Marathon Oil (NYSE: MRO  )

14.3

18%

3.3%

AT&T (NYSE: T  )

11.7

13%

6.8%

BP (NYSE: BP  )

10.3

13%

6.2%

China Mobile (NYSE: CHL  )

12.1

17%

3.2%

FirstEnergy (NYSE: FE  )

12.0

18%

5.6%

Sanofi-Aventis (NYSE: SNY  )

12.9

10%

4.4%

Source: Motley Fool CAPS. As of March 2.

By several different measures, these stocks aren't too pricey, and they have healthy payouts. Only a couple of these stocks have even outperformed the S&P over the past year, and several of them have hardly seen any share gains at all.

Why it makes sense
If this strategy seems intuitively obvious, it may be because you already use something similar. Moving some of your money out of winning sectors and into beaten-down ones is exactly what you do when you rebalance your portfolio. Investments that have risen in value end up comprising more of your assets than they originally did, requiring you to switch some of those assets to investments that have lagged behind.

Admittedly, it may be difficult for you to follow a strategy like this, especially if you don't have much money allocated to the winning sectors.

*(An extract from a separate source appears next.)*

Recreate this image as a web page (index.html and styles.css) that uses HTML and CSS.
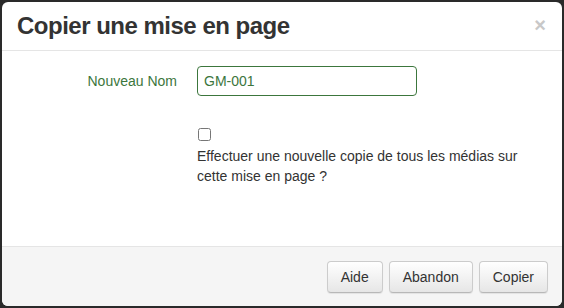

Despite the big gains that emerging-market stocks have enjoyed recently, for example, most advisors believe that it's important for you to have at least some of your money invested in emerging markets -- even if that means buying in now at elevated prices. Similarly, most people would suggest that small-cap stocks have a definite role in any investor's portfolio.

The key, though, is focusing the bulk of your efforts away from the "in crowd." Because hot investments cycle in and out of favor, you'll always have time at some point to catch up on areas on which you've missed out. If you have the patience to wait for a pullback, you'll be rewarded by more reasonable valuations. If you don't, well -- you'll likely get trampled along with the rest of the herd.

Do it now
If you're looking for great investments right now, be sure to check out areas on which other investors have given up. You're far more likely to find more promising stocks away from the limelight.

Great investors always find ways to put their money to work. Morgan Housel has the scoop on why Warren Buffett is buying stocks right now.

Fool contributor Dan Caplinger has always preferred being on the outside looking in. He doesn't own shares of the companies mentioned in this article. The Fool owns shares of China Mobile. Try any of our Foolish newsletter services free for 30 days. Don't be sad; the Fool's disclosure policy loves you.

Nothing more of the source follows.